Exercise objective.
Among the entries below, find the lines with "this" and copy them.

Working data.
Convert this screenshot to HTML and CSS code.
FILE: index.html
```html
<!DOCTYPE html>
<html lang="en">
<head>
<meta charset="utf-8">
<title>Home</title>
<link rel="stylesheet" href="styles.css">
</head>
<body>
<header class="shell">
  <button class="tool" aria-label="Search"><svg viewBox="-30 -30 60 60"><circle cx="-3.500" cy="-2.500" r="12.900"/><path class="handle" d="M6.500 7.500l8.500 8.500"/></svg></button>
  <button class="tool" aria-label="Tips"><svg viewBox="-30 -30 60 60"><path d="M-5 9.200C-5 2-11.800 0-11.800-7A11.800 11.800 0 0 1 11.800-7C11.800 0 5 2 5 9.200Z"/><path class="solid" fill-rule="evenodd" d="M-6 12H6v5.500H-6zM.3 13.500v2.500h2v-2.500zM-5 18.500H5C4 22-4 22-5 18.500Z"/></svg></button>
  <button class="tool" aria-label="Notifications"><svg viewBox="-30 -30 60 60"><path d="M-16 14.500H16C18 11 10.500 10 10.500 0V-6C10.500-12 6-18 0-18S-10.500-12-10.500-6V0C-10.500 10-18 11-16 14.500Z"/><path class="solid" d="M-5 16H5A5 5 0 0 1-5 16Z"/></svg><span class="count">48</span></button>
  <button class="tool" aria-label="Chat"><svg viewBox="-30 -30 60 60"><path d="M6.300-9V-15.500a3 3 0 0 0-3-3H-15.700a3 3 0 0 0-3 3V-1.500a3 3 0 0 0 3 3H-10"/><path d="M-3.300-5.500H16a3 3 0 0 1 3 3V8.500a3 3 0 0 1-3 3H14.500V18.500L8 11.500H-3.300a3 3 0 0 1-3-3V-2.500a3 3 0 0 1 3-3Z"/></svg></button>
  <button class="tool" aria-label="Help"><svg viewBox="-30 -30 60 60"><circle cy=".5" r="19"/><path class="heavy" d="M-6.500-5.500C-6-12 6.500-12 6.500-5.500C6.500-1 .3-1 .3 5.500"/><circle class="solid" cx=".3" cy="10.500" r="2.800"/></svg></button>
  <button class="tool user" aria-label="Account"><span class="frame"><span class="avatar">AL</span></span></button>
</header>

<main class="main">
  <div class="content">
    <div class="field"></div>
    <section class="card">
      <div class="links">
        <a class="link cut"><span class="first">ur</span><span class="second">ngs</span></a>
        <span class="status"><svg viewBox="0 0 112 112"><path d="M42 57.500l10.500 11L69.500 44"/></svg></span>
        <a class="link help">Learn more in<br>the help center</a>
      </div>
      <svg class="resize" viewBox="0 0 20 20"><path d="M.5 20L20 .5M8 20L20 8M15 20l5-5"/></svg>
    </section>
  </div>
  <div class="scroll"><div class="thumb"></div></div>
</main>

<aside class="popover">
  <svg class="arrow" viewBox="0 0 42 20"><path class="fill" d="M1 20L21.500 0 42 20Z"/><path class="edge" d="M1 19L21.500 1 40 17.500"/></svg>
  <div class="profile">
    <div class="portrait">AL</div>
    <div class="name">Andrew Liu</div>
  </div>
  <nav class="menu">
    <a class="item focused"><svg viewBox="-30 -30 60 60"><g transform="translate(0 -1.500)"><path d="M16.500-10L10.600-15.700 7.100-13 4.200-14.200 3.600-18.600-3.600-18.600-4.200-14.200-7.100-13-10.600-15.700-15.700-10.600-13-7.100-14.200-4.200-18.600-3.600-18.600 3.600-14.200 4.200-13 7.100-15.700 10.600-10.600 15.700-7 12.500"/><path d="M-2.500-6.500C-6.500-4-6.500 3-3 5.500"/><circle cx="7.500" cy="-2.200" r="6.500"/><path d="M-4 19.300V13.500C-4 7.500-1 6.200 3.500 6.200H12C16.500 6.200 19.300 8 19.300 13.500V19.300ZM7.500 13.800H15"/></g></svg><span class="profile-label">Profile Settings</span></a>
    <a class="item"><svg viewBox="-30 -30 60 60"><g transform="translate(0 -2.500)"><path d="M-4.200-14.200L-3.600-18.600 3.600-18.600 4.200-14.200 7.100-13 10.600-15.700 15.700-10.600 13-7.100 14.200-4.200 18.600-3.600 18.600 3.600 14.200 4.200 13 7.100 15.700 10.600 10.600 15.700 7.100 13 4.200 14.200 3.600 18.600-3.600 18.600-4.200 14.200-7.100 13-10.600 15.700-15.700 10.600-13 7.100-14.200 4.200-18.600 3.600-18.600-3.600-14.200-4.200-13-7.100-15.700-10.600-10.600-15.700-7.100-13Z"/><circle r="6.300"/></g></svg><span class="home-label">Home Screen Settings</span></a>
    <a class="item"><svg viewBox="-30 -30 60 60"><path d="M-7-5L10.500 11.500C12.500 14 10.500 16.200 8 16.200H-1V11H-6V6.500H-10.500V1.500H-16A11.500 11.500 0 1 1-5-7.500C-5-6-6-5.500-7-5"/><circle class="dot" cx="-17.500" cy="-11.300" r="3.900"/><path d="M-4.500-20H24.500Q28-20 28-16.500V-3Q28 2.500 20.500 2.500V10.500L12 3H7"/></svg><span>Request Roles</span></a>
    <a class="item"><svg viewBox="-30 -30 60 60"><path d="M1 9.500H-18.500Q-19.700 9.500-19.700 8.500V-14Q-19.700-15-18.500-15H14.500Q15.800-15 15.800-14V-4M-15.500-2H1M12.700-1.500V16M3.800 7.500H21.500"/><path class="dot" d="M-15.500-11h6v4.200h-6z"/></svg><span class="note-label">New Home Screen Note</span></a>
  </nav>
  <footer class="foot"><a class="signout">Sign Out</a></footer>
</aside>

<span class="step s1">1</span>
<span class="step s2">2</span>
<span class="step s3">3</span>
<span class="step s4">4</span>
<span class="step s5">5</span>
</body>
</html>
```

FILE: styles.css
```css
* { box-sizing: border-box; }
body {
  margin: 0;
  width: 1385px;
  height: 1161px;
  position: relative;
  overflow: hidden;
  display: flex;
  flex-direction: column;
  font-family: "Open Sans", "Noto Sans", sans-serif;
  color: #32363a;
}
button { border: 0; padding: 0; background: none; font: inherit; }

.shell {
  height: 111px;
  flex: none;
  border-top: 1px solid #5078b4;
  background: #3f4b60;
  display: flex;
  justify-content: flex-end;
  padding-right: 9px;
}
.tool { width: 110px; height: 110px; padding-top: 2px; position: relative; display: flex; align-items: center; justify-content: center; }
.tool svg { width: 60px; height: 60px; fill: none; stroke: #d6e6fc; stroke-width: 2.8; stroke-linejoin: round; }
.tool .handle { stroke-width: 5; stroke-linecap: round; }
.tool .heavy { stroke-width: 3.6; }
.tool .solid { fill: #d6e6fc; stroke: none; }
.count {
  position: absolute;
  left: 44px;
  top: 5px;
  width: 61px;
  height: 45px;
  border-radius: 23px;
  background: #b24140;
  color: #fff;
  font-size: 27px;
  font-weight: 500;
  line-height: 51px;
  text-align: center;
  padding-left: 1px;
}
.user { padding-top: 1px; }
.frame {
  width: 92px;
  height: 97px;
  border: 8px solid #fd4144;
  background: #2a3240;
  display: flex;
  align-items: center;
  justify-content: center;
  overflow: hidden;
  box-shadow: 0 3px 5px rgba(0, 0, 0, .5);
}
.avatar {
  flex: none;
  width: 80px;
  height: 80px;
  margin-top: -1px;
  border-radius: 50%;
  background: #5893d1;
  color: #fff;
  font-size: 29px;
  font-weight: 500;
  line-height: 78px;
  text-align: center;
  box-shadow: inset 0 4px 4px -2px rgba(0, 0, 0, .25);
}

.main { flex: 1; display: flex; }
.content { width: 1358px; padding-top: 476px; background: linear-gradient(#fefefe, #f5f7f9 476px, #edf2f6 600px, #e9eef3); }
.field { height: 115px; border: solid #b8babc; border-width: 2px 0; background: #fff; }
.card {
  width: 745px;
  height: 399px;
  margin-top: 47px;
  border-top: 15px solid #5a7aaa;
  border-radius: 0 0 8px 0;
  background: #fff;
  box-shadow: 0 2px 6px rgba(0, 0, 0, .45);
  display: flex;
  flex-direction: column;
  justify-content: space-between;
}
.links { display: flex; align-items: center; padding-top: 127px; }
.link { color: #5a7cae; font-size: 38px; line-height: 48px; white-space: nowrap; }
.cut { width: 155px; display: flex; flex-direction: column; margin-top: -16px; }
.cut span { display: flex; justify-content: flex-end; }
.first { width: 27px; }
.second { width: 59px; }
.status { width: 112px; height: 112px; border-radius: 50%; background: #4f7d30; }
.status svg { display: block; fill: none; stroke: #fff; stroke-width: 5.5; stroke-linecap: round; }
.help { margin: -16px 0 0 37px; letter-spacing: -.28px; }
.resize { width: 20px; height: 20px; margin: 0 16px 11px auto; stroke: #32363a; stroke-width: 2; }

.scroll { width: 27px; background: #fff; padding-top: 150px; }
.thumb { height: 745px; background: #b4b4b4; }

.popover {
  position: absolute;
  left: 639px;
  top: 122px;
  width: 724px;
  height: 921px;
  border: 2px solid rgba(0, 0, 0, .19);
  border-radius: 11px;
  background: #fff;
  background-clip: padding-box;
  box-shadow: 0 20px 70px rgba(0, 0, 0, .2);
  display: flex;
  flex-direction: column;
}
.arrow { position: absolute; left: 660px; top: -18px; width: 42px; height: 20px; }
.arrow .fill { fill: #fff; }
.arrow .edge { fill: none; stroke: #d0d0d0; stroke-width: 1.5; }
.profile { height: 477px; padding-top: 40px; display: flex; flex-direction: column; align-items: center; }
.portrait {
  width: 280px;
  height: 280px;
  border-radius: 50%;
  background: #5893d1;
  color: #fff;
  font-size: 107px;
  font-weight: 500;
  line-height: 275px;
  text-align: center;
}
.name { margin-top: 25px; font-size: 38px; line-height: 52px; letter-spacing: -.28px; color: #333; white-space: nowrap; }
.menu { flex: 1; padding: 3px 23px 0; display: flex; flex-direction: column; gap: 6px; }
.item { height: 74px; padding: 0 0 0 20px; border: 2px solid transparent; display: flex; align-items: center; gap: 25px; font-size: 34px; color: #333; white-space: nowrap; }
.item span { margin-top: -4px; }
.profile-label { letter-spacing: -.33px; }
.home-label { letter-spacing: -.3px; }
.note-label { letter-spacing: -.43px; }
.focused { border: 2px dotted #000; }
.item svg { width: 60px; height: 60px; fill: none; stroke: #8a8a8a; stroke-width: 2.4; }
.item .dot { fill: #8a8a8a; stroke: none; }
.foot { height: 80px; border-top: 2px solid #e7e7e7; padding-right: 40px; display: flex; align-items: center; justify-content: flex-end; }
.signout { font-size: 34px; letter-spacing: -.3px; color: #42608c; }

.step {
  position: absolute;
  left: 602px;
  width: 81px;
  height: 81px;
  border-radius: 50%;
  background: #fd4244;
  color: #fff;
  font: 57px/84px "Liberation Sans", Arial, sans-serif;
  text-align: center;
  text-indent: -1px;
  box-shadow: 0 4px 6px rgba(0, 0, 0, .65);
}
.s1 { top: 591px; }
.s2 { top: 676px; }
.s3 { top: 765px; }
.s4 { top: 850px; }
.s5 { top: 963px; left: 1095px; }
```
* * *
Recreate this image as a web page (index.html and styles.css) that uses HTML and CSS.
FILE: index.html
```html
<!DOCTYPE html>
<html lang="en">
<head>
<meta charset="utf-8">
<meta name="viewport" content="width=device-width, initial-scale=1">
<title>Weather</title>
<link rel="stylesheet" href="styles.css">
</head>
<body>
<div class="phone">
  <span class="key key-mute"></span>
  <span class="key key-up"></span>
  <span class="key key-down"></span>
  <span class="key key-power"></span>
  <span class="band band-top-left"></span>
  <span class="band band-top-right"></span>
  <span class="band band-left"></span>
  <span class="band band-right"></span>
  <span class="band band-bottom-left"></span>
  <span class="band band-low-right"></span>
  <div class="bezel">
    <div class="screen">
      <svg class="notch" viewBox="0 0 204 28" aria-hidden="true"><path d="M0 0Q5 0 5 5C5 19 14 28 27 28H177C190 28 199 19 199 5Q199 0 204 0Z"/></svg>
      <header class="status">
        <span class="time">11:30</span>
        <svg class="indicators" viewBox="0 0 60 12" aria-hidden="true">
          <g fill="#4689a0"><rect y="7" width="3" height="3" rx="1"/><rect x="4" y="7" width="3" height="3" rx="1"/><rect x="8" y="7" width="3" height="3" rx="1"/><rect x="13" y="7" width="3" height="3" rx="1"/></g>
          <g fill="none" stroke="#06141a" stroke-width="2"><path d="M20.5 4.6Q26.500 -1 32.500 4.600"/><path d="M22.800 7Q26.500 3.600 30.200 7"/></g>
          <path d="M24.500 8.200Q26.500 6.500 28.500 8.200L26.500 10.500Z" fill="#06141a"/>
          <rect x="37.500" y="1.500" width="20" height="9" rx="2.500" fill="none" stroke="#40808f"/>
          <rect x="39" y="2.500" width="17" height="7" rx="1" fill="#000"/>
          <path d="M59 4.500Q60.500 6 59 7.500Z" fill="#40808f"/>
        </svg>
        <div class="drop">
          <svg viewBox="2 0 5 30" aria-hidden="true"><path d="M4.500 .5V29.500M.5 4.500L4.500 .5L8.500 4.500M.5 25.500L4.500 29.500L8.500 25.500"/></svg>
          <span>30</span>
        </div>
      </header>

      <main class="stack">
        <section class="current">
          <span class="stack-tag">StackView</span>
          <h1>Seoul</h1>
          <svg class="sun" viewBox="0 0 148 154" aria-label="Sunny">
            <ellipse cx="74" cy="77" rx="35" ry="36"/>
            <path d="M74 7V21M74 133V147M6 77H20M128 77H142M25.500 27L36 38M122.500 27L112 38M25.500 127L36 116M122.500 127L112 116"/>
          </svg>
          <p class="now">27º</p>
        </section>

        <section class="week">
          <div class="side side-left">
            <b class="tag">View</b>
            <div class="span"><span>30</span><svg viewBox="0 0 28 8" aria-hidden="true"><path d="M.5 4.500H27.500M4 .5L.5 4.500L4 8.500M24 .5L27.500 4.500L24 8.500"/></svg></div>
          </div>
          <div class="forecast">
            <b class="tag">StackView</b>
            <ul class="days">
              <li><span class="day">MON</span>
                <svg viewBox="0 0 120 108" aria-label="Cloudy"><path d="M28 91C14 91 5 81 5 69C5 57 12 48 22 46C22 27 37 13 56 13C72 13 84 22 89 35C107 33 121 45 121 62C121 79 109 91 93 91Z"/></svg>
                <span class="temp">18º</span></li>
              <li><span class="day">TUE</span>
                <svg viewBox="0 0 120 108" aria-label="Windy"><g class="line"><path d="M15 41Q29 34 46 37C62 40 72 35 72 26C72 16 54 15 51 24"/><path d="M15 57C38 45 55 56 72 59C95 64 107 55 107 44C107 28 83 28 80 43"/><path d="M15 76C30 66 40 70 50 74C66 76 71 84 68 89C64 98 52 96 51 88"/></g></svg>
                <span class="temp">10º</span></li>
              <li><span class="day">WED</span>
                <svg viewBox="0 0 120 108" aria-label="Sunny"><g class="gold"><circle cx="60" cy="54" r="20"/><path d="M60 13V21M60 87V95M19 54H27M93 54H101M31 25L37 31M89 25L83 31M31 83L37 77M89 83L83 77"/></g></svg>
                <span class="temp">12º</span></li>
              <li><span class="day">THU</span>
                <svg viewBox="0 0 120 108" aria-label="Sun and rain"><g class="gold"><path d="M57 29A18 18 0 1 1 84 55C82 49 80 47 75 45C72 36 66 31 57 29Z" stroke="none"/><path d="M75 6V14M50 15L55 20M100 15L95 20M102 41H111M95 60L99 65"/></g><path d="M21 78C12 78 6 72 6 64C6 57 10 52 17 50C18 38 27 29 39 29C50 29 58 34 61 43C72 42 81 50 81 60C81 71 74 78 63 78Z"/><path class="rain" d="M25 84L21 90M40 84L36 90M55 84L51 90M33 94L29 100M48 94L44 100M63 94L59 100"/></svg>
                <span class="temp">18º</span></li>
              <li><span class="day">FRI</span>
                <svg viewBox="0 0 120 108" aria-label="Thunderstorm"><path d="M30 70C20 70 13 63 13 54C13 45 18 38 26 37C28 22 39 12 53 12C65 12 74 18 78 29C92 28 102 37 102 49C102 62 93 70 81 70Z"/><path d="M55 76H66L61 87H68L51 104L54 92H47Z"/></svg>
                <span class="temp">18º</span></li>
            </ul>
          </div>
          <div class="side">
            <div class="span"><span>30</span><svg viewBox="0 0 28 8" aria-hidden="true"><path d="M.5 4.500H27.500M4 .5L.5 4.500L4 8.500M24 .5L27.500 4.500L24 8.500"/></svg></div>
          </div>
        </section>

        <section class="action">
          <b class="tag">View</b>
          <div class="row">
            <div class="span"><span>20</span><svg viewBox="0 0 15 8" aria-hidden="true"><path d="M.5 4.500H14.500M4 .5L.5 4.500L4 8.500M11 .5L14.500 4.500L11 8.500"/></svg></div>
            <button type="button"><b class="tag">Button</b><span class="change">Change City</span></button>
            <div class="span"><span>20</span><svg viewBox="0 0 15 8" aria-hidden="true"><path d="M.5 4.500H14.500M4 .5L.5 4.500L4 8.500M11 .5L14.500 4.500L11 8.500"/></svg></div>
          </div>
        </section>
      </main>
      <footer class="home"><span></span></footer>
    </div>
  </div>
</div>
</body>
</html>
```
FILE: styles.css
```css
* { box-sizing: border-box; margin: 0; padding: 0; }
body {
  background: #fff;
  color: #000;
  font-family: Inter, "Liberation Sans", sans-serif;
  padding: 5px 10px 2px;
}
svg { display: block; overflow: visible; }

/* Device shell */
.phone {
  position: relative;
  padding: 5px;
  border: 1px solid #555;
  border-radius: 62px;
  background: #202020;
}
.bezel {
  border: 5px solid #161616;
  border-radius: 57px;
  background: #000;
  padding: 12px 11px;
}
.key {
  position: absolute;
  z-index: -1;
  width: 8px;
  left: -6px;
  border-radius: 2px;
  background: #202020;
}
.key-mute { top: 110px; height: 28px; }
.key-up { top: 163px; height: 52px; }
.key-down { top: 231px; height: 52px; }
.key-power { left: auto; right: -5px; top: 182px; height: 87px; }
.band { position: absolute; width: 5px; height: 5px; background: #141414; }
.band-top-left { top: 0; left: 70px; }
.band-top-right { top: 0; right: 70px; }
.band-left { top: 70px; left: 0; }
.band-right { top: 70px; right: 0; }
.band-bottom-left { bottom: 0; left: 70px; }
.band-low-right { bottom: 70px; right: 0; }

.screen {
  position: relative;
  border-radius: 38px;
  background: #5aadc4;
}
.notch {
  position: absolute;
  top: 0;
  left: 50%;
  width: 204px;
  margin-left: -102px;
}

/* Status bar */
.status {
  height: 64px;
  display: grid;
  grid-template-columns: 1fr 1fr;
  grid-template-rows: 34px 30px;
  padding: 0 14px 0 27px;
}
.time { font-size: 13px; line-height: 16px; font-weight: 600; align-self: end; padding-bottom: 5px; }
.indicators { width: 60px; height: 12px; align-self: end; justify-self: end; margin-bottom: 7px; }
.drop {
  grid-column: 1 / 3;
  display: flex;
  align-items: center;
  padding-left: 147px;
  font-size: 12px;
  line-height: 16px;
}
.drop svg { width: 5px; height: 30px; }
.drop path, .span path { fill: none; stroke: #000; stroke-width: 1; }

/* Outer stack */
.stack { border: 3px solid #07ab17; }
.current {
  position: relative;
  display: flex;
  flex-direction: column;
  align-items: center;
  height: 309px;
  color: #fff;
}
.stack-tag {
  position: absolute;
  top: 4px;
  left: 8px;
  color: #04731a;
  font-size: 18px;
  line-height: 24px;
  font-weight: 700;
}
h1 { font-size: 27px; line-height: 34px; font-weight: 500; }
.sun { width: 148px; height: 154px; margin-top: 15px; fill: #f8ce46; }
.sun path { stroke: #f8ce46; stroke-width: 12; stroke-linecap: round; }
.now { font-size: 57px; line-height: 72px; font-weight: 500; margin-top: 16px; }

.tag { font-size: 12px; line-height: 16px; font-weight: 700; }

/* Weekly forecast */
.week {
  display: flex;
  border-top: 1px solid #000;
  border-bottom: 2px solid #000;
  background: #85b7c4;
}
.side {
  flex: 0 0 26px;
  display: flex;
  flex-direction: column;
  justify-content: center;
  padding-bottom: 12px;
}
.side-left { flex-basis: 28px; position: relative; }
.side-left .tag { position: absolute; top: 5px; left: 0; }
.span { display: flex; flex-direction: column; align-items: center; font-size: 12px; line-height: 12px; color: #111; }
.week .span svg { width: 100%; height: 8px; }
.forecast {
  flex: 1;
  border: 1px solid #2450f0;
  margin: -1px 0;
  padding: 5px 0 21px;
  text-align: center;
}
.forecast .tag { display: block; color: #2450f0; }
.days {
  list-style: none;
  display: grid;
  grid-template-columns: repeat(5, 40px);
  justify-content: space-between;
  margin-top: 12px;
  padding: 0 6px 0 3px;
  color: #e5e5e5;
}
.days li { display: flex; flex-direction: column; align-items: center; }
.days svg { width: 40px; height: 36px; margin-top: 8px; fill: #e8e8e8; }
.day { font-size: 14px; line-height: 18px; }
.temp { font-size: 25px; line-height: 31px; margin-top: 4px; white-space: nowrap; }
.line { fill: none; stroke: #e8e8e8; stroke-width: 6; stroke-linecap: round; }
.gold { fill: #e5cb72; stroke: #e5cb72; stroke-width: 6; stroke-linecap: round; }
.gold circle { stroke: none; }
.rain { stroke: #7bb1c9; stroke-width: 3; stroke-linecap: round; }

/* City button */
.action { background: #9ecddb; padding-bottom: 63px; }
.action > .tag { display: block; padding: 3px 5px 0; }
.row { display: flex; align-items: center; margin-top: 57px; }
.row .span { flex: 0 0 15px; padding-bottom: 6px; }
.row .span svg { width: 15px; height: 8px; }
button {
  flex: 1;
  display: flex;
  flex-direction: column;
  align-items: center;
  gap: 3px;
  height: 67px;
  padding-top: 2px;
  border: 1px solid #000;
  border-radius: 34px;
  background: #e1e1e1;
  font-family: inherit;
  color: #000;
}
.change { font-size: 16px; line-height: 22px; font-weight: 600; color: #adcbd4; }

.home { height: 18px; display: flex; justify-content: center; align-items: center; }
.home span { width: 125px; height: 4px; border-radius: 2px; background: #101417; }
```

Result.
Convert this screenshot to HTML and CSS code.
Recreate this image as a web page (index.html and styles.css) that uses HTML and CSS.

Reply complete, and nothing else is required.